The show opens with a dragging guitar pattern that introduces Dylan’s Highlands as one of the trio of performers on stage aimlessly leans against a block of wood, his effort seemingly directed at pushing himself off the ground. As he slowly flails, he is menaced by a second performer who kicks the block out from under him, inciting physical violence.

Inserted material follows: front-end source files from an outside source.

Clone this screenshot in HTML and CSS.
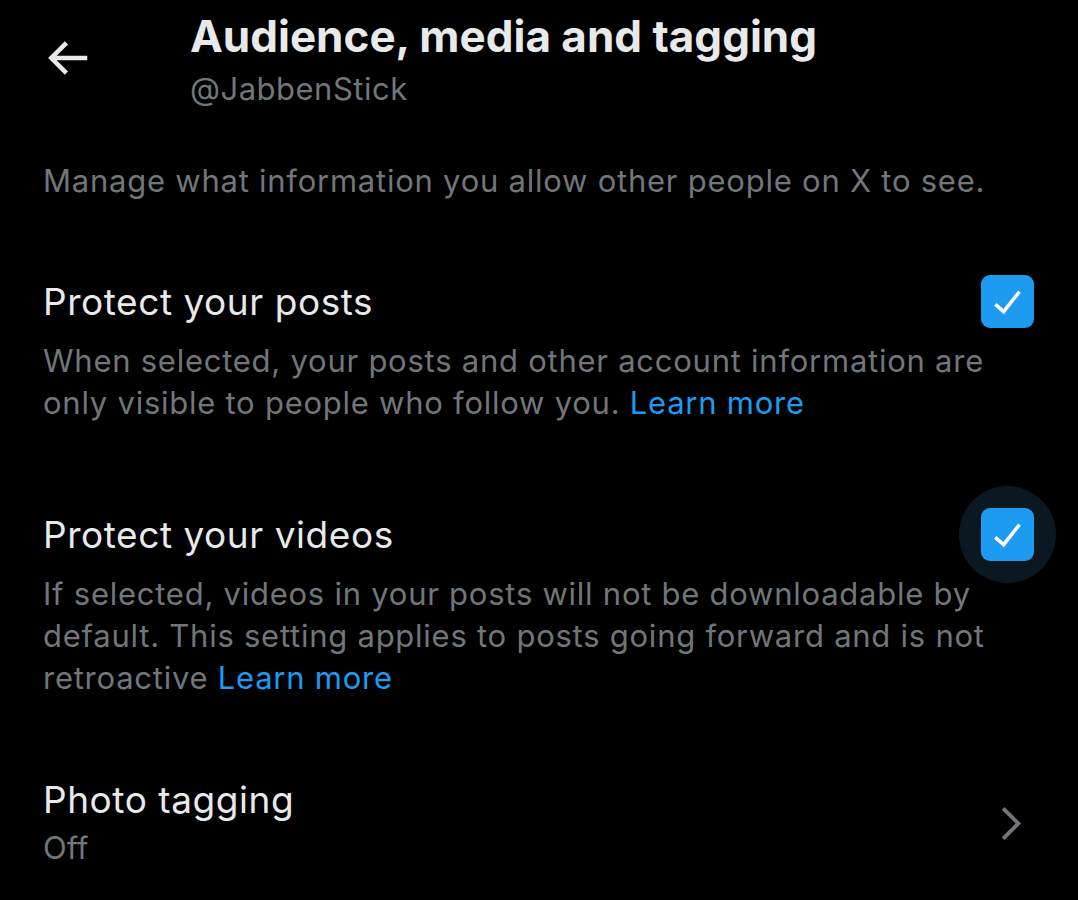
FILE: index.html
```html
<!DOCTYPE html>
<html>
<head>
<meta charset="utf-8">
<link rel="stylesheet" href="styles.css">
</head>
<body>
<div class="page">
  <header class="header">
    <div class="back">
      <svg viewBox="0 0 24 24" width="54" height="54"><path d="M7.414 13l5.043 5.04-1.414 1.42L3.586 12l7.457-7.46 1.414 1.42L7.414 11H21v2H7.414z" fill="#e7e9ea"/></svg>
    </div>
    <div class="titles">
      <div class="title">Audience, media and tagging</div>
      <div class="handle">@JabbenStick</div>
    </div>
  </header>
  <p class="intro">Manage what information you allow other people on X to see.</p>

  <section class="setting">
    <div class="row">
      <div class="label">Protect your posts</div>
      <div class="check-wrap"><div class="check"><svg viewBox="0 0 24 24" width="42" height="42"><path d="M9.64 18.952l-5.55-4.861 1.317-1.504 3.951 3.459 8.402-10.548 1.563 1.246-9.683 12.208z" fill="#fff"/></svg></div></div>
    </div>
    <p class="desc">When selected, your posts and other account information are only visible to people who follow you. <span class="link">Learn more</span></p>
  </section>

  <section class="setting">
    <div class="row">
      <div class="label">Protect your videos</div>
      <div class="check-wrap focused"><div class="check"><svg viewBox="0 0 24 24" width="42" height="42"><path d="M9.64 18.952l-5.55-4.861 1.317-1.504 3.951 3.459 8.402-10.548 1.563 1.246-9.683 12.208z" fill="#fff"/></svg></div></div>
    </div>
    <p class="desc">If selected, videos in your posts will not be downloadable by default. This setting applies to posts going forward and is not retroactive <span class="link">Learn more</span></p>
  </section>

  <section class="nav-row">
    <div>
      <div class="label">Photo tagging</div>
      <div class="sub">Off</div>
    </div>
    <svg class="chev" viewBox="0 0 24 24" width="47" height="47"><path d="M14.586 12L7.543 4.96l1.414-1.42L17.414 12l-8.457 8.46-1.414-1.42L14.586 12z" fill="#71767b"/></svg>
  </section>
</div>
</body>
</html>
```

FILE: styles.css
```css
html, body {
  margin: 0;
  padding: 0;
  background: #000;
}
body {
  font-family: Inter, "Open Sans", "Liberation Sans", sans-serif;
  color: #e7e9ea;
  width: 1078px;
  height: 900px;
  overflow: hidden;
}
.page {
  padding: 0 44px 0 43px;
}
.header {
  display: flex;
  align-items: flex-start;
  padding-top: 10px;
}
.back {
  width: 150px;
  padding-top: 21px;
  margin-left: -3px;
}
.back svg { display: block; }
.title {
  font-size: 44px;
  font-weight: 700;
  line-height: 52px;
}
.handle {
  font-size: 31px;
  color: #71767b;
  line-height: 54px;
  letter-spacing: 0.5px;
}
.intro {
  margin: 44px 0 0;
  font-size: 31px;
  line-height: 42px;
  color: #71767b;
  letter-spacing: 0.76px;
}
.setting {
  margin-top: 76px;
}
.setting + .setting { margin-top: 87px; }
.row {
  display: flex;
  align-items: center;
  justify-content: space-between;
  height: 48px;
}
.label {
  font-size: 37px;
  line-height: 48px;
  color: #e7e9ea;
  letter-spacing: 0.55px;
}
.check-wrap {
  width: 97px;
  height: 97px;
  margin: -25px -22px -24px 0;
  border-radius: 50%;
  display: flex;
  align-items: center;
  justify-content: center;
}
.check-wrap.focused { background: #0b1821; }
.check {
  width: 53px;
  height: 53px;
  border-radius: 9px;
  background: #1d9bf0;
  display: flex;
  align-items: center;
  justify-content: center;
}
.check svg { display: block; }
.desc {
  margin: 14px -20px 0 0;
  font-size: 31px;
  line-height: 42px;
  color: #71767b;
  letter-spacing: 0.75px;
}
.link { color: #1d9bf0; }
.nav-row {
  margin-top: 77px;
  display: flex;
  align-items: center;
  justify-content: space-between;
}
.sub {
  font-size: 31px;
  line-height: 47px;
  color: #71767b;
}
.chev { margin-right: 0; display: block; }
```
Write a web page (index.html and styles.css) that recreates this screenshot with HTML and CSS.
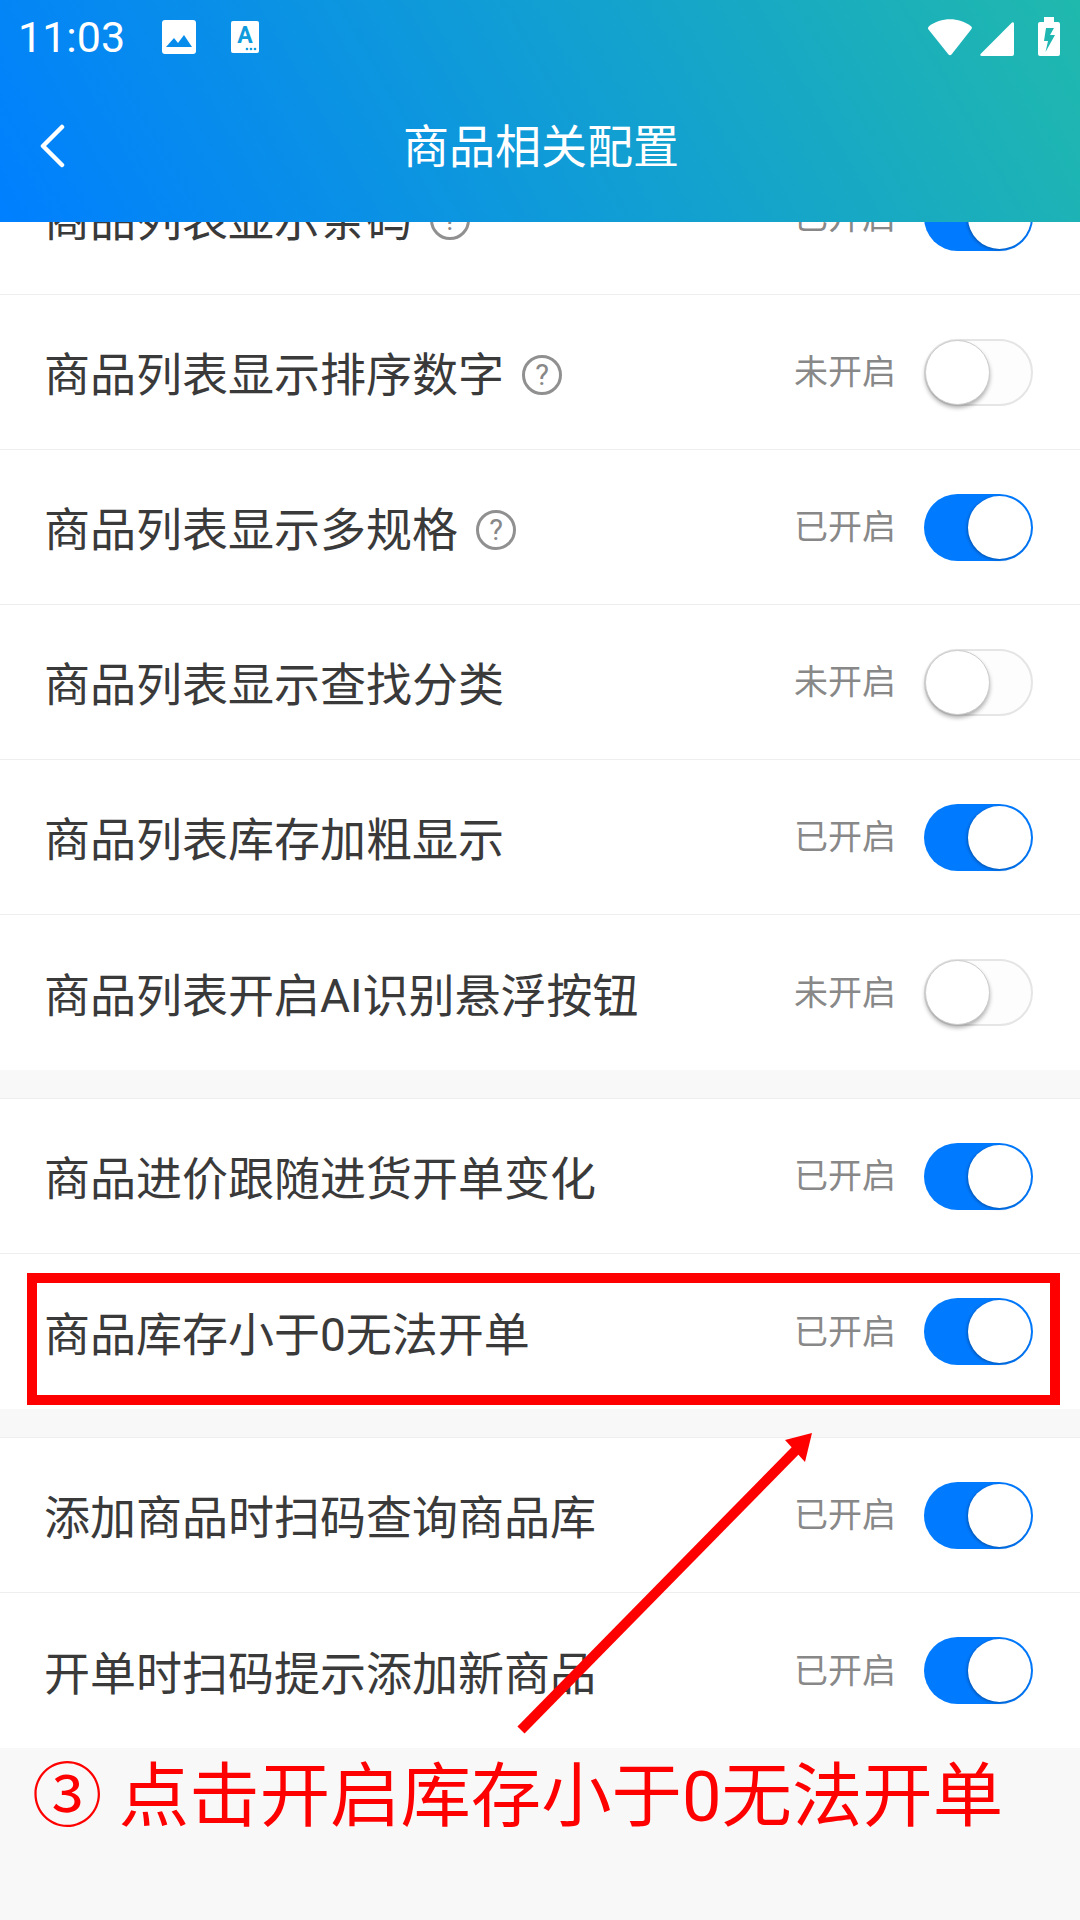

Both the music and imagery act as thematic touchstones, aimless stasis from which the performers struggle to escape.

After getting tired of beating up on each other, they turn their attention to the latent potential of the set (containing tires, planks, a trampoline, Chinese acrobatics pole, and a huddle of pilates balls) to keep themselves amused.

What followed was an increasingly hyperactive and disconnected series of set-pieces involving trampoline aerials, seedy disco routines, dismembering a two-man-horse costume to the strains of joy division, log-rolling around stage on the aforementioned pilates balls, and a laugh-out-loud moment involving a pair of garden sheers, a falling pol,e and a lumbering michelin man.

Recalled in short anecdotes the show sounds more entertaining than it was to sit through—the slapstick routines were more WWF than Chaplin and the troupe spent so much time stuffing about it was difficult to tell when they missed a trick (often) and when they were just goofing off.

Having such a small troupe with no visible support staff on stage also meant all three performers were required to reset props between tricks. This led to more goofing off to kill time and try and keep the audience entertained. Their comedic timing, choreography, and acting skills left much to be desired, however, and the parts of the show that needed to be carried by these elements tended to cause me to disengage.

Despite the potential for brain and spinal damage, the tricks that they did pull off weren’t genuinely awe inspiring, were rarely clean, and weren’t developed through anticipation or variation. There’s undeniable physical virtuosity in the repetition of a difficult feat, but I found this repetition normalised rather than highlighted the performers’ skills, building an expectation for something more that was never fulfilled.

By the fourth or fifth time I’d heard Dylan drawl about his heart being in the highlands, my heart, and attention, were elsewhere. The night I attended Petit Mal it received a standing ovation from half the audience, I shuffled home out of step.